On 10/31/14 7:21 AM, Ehsan Akhgari wrote:
On 2014-10-31 1:48 AM, Gregory Szorc wrote:
> Short of
switching the canonical repositories to Git, what do you need to be more
productive?
I actually don't advocate switching our canonical repos to Git in the
short term (I strongly believe that is a decision that we made
incorrectly when switching away from CVS, but git's windows support kind
of forced our hands, and the past is past.)
In the current world, there are enough hg and git users that I think
Mozilla should consider supporting both as first class citizens. The
proper way to do that would be deploying a git push server which
eliminates the need to do anything with hg on the client side.
I owe you an answer to the rest of your response (your response is
extremely insightful into a number of issues), but I wanted to address
this one first.
As has been said on this list before, switching canonical to Git just
isn't going to happen. Valid reasons have been given before. But here's
a new one: we don't need to.
I think it's fair to say that the pain point for Firefox Git developers
*today* is that they need to run Mercurial locally.

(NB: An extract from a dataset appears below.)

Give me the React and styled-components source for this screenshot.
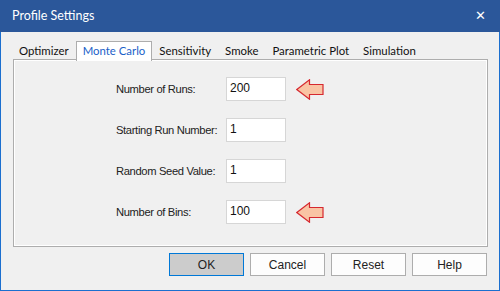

That introduces
overhead, new commands to learn and run, etc. As you mention, setting up
a server to receive Git data/pushes eliminates a lot of problems.
I thought about deploying something like Fog Creek's Kiln (software that
speaks the wire protocol for both Mercurial and Git and does conversion
behind the scenes). However, the more I think about it, the more this
idea terrifies me. The moment you do that you are catering to the lowest
common denominator (or at least it becomes easy to fall into that trap).

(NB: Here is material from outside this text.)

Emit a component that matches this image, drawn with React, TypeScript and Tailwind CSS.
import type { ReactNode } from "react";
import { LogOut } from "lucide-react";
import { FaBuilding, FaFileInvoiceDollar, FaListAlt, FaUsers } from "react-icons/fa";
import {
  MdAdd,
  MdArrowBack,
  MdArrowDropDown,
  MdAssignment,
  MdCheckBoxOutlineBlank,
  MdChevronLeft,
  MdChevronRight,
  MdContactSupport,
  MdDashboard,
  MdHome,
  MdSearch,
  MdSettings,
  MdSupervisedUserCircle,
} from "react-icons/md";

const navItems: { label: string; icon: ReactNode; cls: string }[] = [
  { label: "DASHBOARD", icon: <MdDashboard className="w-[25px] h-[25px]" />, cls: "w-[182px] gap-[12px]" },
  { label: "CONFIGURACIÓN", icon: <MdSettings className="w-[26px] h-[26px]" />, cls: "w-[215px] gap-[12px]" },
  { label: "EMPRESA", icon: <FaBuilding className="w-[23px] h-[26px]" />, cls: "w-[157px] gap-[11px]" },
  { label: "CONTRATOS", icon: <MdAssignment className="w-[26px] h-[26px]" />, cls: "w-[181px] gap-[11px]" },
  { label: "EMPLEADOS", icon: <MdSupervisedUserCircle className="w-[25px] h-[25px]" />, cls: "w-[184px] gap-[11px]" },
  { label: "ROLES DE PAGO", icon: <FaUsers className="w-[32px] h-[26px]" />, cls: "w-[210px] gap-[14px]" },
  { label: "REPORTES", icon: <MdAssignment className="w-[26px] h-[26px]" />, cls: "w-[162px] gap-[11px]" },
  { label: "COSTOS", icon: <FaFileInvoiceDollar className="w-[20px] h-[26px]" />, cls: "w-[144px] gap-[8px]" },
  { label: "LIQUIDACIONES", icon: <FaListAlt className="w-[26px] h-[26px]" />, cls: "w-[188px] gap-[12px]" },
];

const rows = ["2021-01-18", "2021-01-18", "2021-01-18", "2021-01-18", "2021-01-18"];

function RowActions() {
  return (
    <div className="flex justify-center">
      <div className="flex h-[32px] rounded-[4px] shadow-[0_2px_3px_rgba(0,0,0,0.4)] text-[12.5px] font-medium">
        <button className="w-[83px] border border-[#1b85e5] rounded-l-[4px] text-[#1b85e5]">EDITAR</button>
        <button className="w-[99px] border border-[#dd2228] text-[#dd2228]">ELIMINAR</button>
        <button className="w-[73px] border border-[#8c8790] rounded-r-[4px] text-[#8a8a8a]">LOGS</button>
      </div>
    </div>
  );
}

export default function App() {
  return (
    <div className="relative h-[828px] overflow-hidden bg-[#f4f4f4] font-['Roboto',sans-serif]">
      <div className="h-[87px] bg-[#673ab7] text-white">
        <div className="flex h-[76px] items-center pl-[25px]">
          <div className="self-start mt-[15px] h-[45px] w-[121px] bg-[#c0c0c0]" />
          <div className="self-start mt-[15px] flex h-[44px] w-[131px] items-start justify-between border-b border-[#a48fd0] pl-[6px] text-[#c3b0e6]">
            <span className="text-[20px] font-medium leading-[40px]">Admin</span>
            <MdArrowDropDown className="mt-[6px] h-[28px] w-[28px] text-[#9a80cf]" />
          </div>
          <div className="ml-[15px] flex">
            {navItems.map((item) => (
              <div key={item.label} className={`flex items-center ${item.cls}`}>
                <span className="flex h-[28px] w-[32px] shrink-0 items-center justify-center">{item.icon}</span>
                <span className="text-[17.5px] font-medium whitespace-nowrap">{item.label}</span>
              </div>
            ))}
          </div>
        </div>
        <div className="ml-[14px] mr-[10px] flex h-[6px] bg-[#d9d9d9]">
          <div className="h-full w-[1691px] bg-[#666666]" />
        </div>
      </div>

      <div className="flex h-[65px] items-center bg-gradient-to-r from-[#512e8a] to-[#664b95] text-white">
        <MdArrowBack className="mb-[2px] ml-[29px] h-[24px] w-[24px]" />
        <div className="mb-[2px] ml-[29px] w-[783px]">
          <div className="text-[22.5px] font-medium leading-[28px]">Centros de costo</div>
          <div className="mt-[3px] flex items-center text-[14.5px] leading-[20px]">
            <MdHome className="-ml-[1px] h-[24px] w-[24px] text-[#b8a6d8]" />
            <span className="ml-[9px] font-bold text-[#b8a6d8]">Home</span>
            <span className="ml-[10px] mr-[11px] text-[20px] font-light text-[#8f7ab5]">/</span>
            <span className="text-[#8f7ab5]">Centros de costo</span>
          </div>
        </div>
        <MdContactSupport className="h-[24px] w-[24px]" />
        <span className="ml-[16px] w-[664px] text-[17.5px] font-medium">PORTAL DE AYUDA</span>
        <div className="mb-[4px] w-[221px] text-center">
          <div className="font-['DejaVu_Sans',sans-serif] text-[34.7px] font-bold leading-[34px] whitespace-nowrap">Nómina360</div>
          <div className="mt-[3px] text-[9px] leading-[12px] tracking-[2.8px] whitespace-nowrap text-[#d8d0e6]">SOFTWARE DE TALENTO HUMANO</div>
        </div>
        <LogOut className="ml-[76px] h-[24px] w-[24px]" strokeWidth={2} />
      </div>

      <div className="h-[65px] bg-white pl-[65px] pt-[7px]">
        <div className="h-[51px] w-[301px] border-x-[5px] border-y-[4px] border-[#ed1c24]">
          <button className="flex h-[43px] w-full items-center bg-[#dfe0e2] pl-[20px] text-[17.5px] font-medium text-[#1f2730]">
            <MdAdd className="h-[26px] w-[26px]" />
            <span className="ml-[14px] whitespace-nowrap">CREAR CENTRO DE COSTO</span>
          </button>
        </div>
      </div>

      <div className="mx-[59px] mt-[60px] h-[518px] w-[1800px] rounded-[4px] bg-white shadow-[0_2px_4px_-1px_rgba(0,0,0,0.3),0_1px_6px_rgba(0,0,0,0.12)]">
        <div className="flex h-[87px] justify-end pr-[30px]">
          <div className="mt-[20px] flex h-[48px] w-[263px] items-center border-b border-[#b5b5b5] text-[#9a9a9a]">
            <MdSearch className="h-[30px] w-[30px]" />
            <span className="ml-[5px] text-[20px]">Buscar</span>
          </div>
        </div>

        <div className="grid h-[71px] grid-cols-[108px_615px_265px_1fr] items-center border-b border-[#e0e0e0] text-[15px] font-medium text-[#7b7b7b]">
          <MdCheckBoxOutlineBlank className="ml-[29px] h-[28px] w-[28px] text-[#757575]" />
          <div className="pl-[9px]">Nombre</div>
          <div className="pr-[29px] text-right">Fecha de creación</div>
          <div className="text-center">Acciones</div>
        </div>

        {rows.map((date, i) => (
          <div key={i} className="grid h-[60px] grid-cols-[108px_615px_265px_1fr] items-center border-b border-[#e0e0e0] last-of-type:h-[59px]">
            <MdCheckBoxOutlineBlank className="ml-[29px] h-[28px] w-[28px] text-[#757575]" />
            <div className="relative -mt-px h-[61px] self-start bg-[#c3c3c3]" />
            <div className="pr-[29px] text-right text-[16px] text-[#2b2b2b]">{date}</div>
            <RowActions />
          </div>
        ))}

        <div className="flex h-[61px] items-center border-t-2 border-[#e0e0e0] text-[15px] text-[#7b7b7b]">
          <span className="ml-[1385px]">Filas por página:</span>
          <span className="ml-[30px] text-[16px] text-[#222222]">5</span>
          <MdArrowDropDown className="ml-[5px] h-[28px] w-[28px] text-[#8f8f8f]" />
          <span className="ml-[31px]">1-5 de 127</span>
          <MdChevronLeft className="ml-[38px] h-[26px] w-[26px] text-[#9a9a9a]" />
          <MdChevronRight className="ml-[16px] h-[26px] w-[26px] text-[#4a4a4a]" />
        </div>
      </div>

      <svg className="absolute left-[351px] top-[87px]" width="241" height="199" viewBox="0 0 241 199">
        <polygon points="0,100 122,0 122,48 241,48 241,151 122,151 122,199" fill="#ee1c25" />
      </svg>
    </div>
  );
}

This likely penalizes Mercurial users because we can't extend Mercurial
as much and thus can't capture as many productivity wins.
All problems in computer science can be solved by another level of
indirection. The problem here is that Git users need to push to the
canonical Mercurial repositories (inbound, try, etc). You will be
hearing me say this a lot in the months ahead, but "Autoland changes
everything."
With Autoland in place, there is a level of indirection between the user
and landing: a landing queue. In my utopian end state for Autoland, no
user - whether they use Git or even Mercurial - are pushing directly to
the canonical repositories. Only the Autoland agent performs that role.
Suddenly the publishing workflow becomes unidirectional and this whole
syncing problem with Hg<->Git SHA-1 maps becomes abstracted away into
the implementation of Autoland. We can stand up Git servers to allow Git
native ingestion, without burdening Git users with the knowledge,
overhead, or cognitive dissonance of Mercurial.
That end state would solve a lot of problems. But a few remain. Notably,
collaboration between Mercurial and Git users would still be problematic
(it likely always will be).
It also means the server-side infrastructure becomes more complex and
harder to maintain. To achieve the tight cohesion necessary to present a
fully optimized and seamless workflow, all these services likely need to
be running as part of the same logical system, sharing the same
underlying data store, without syncing being a major issue. Do I think
this is the right and inevitable solution? Yes, I do. Ideal, no. (Ideal
would be to support one system - and tell the users of the other to take
a hike. If I had my way, that one system would be Mercurial because it
is easier to extend and can lead to better productivity. But short of a
mandate that makes a lot of people upset and has extremely high costs to
implement, this ideal isn't going to happen.)
Unless a major decision is made, we're trending towards more complexity
on the server to support Git ingestion. Again, I think that is the
correct outcome. A problem is we don't have the resources to instantly
make that happen. As much as I want to have a flag day where Try is
fixed and Git users get native ingestion, it isn't going to happen at
the same time. We have a pressing need to fix Try. We need to fix Try
first, *then* make the Git users happier [through native ingestion].
And, doing Git hosting right involves merging (or at least strongly
coordinating) a lot of systems managed by different groups
(hg.mozilla.org, git.mozilla.org, vcs2vcs, autoland, mozreview, release
automation, etc). Fortunately, recent org changes have made that easier
(this should all fall under Laura Thomson), so it isn't the pipe dream
it once was.
I *think* the Git users will eventually be able to eat cake. But it may
take a bit. It's not going to happen overnight. It certainly isn't going
to happen before the replacement Try infrastructure is deployed. What
I'm looking for is a path forward that placates the Git crowd until we
have the organizational will and resources to tackle Git ingestion. If
that means I or someone else must write Git tools to support the new
systems, so be it. I'll happily choose that outcome over bloating scope
to cover increased server complexity in the short term. I just need to
be sure the solution is tolerable by Git users.